The N.F.L. Draft Fashion Scorecard

Is it possible the last red carpet that is genuinely a place of self-expression rather than big brand fashion marketing belongs to the N.F.L. draft?

So it seemed, judging from the athletes’ entrances on Day 1 of the draft in Las Vegas. It was like a wake-up call: Remember when? Remember when celebrities dressed themselves, for themselves? Remember when they took risks and showed their personalities through their clothes? Remember when you never quite knew what you were going to get because it hadn’t all been preordained via contract months before?

Sure, there were some glossy, global names represented on the step and repeat by the Bellagio fountains — the kind of names that dominate shopping streets and award shows everywhere. But they faded into the background against the statement storytelling going on in the draft class outfits: the bright, Easter egg colors; the details; the giant chunks of bling.

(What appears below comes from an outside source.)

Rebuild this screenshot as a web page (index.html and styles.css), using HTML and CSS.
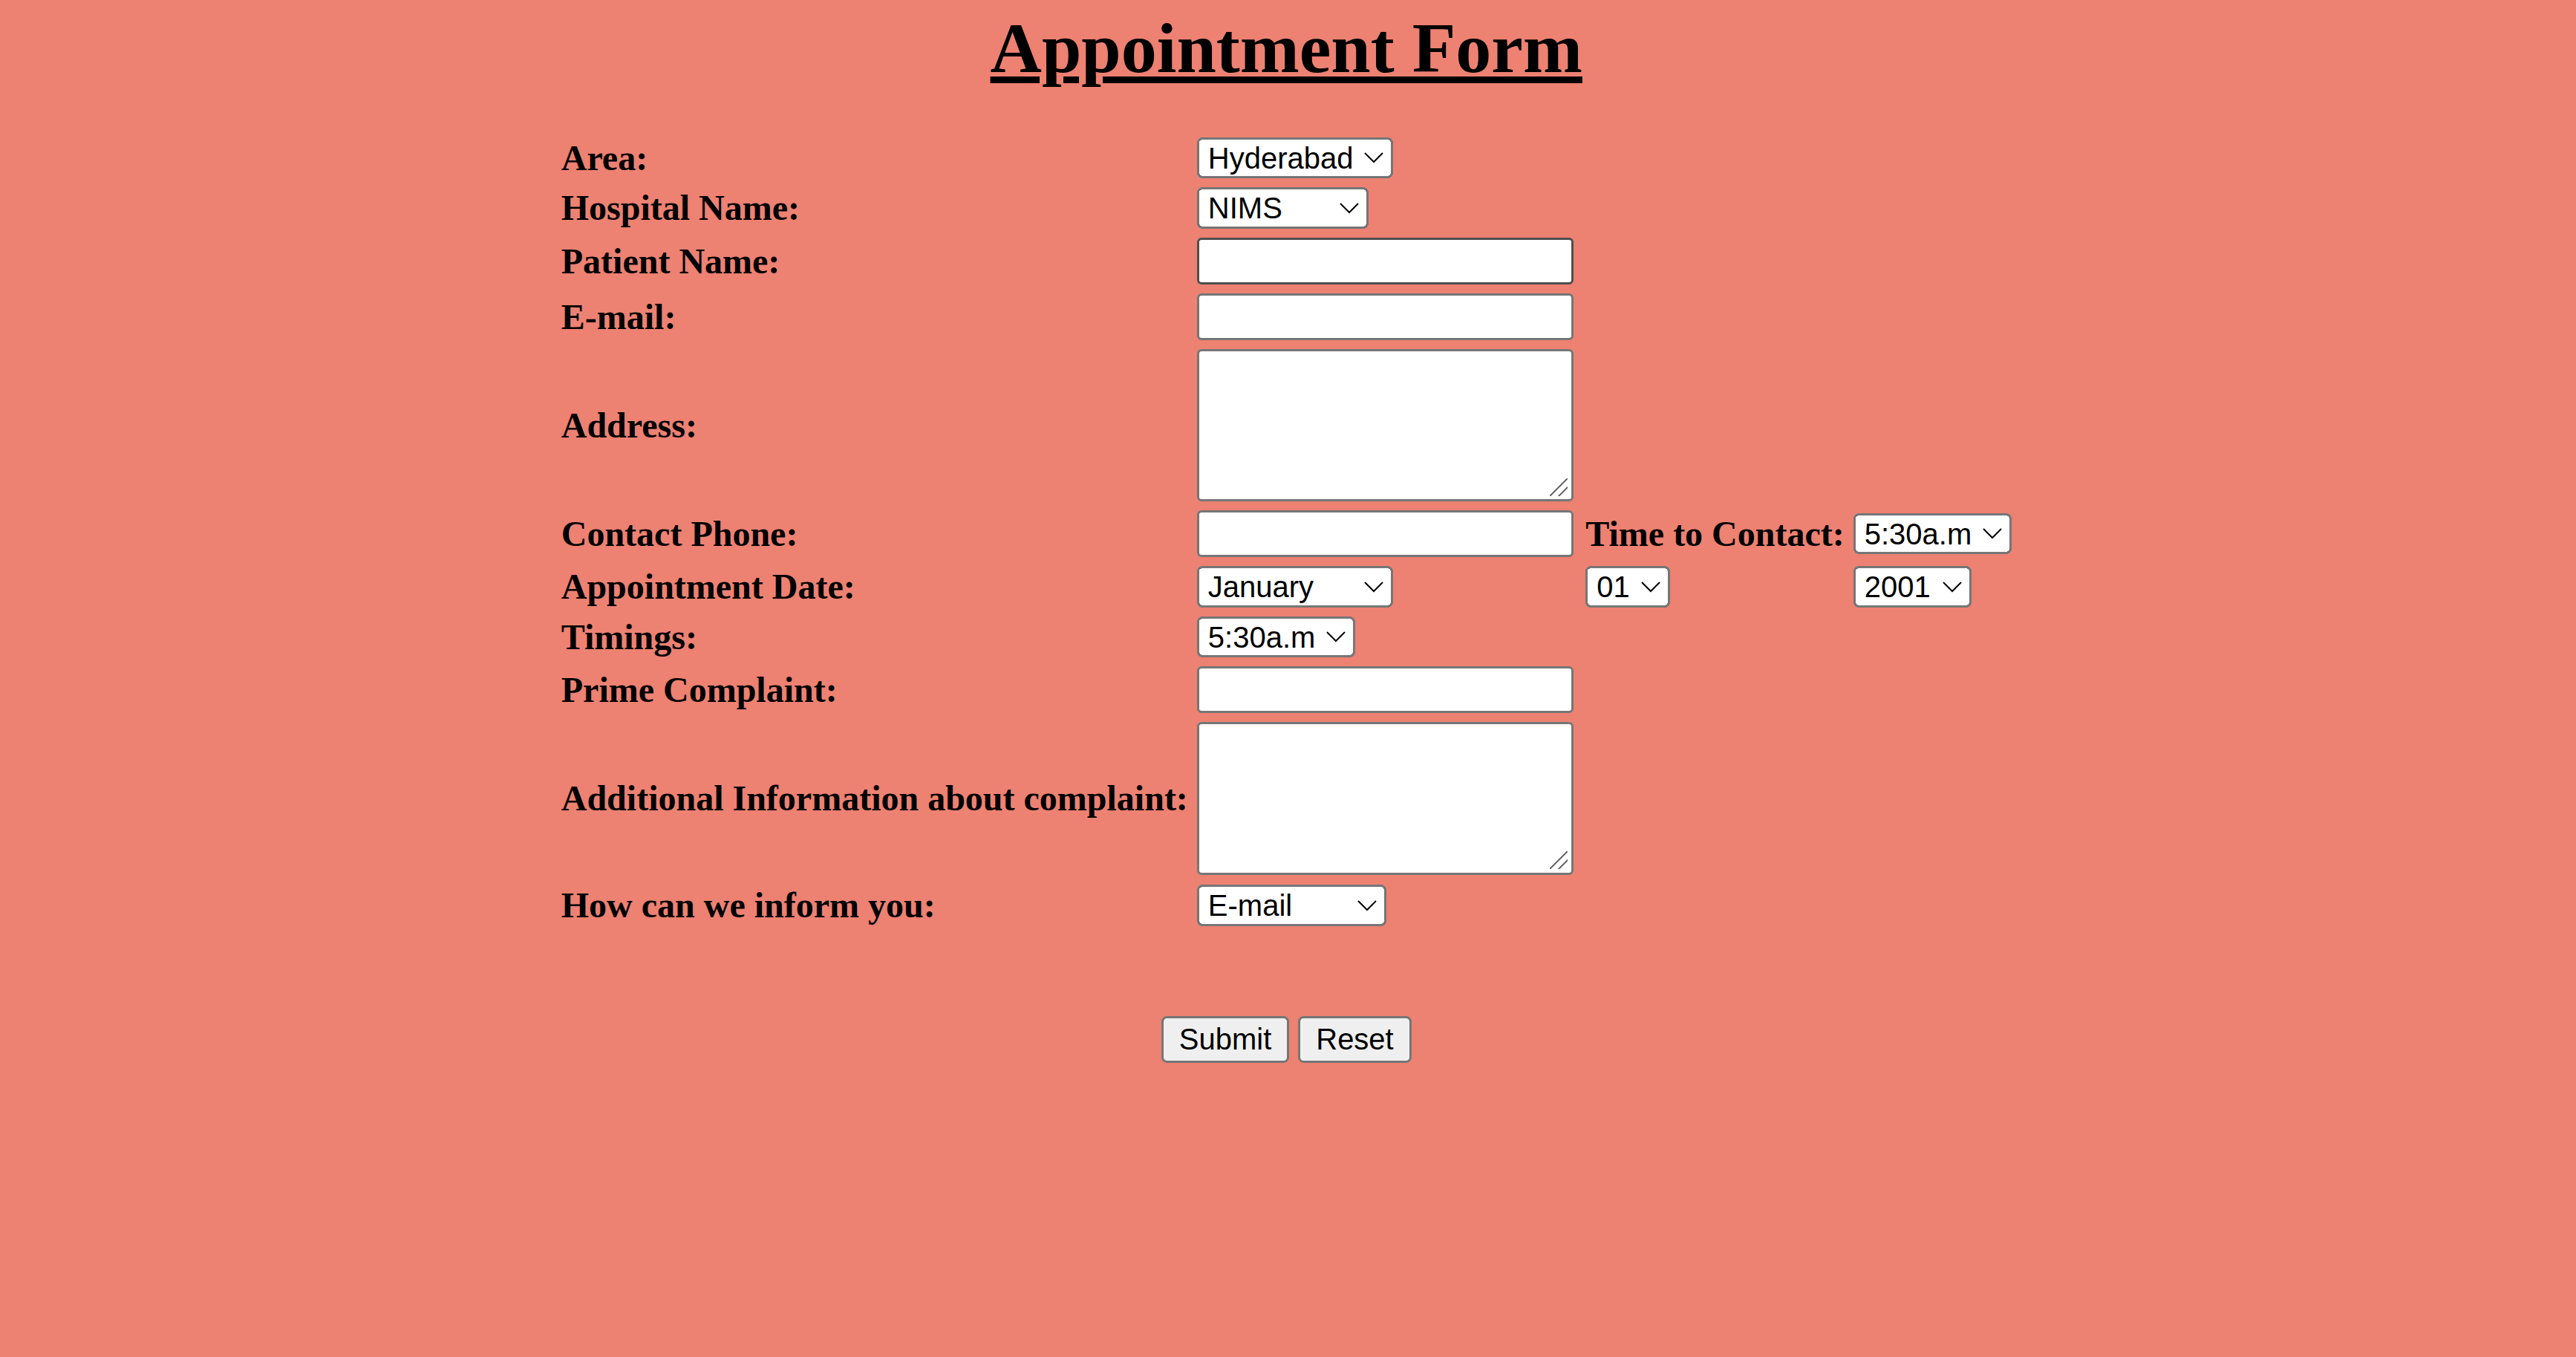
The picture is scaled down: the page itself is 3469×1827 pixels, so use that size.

As athletes increasingly dip into the world of personal branding for their post-sports or parallel-sports careers (hello, Tom Brady), self styling from head to foot has become practically an art form unto itself. And it starts at the draft.

That’s why, alongside the actual ranking of first picks, a shadow fashion ranking has increasingly developed; see assorted N.F.L. draft fashion brackets. It’s not just about attention on the night. It’s about setting a tone and laying the groundwork for the future.

(Also, perhaps, ensuring an alternative future, if things don’t quite work out on the field.)

So there was Jermaine Johnson II, picked 26th, in a gold jacket splashed with squiggles of black flowers like a giant gilded lily-with-Rorschach-blots, lined with the logos of the teams — from high school through junior college and college — that had helped get him to Vegas.

Ikem Ekwonu, picked sixth, in a white suit with green and white stripes on one lapel and at the cuffs, reflecting his family’s Nigerian roots.

And Ahmad “Sauce” Gardner, picked fourth, in light blue with two enormous necklaces clanging around his neck, one dangling what looked a lot like a sparkly Tabasco sauce bottle, the other spelling out “Sauce.” Just in case anyone didn’t know who they were looking at.

Aside from Kayvon Thibodeaux in a black Dolce & Gabbana tuxedo trimmed in ruby crystals and complete with bow tie, and Matt Corral in royal blue Brioni, the brand-name-dropping was limited to the bottom — i.e. the shoes — which was probably a coincidence, but also seemed pretty apropos, given ranking was the theme of the night.

Note, for example, Mr. Gardner’s spiked Christian Louboutin sneakers; Garrett Wilson’s giant lug-soled Prada boots, which he paired with a two-tone gray and white suit and multiple pearl necklaces, like the Harry Styles of football; Jameson Williams’s bright red and white Vuitton kicks, chosen to match his bright red suit, white shirt and Olympic-medal-size medallion; and Nakobe Dean’s white McQueens, which he wore with a pale pink suit, a white leather shoulder harness and a broad-brimmed brown fedora, tilted just so, with a matching blush pink ribbon.

A look that ensured, even though his name wasn’t called in the first round, he was pretty much unforgettable.

It makes sense.

After all, if the goal is, at some point after making a lot of other goals, to leverage your achievements and name recognition to edge into the lifestyle arena, establishing an individual, identifiable look is key. That’s not about snagging an ambassadorship for an established fashion brand (though fashion may yet attempt to seduce football, as it has basketball and soccer, in a more encompassing way); it’s about establishing your own brand. And that means you don’t want to let another designer define you. You want to define yourself.

Which in turn means the draft is not just the moment when a new class of potential professional sports stars emerges; it is the moment that their branding begins.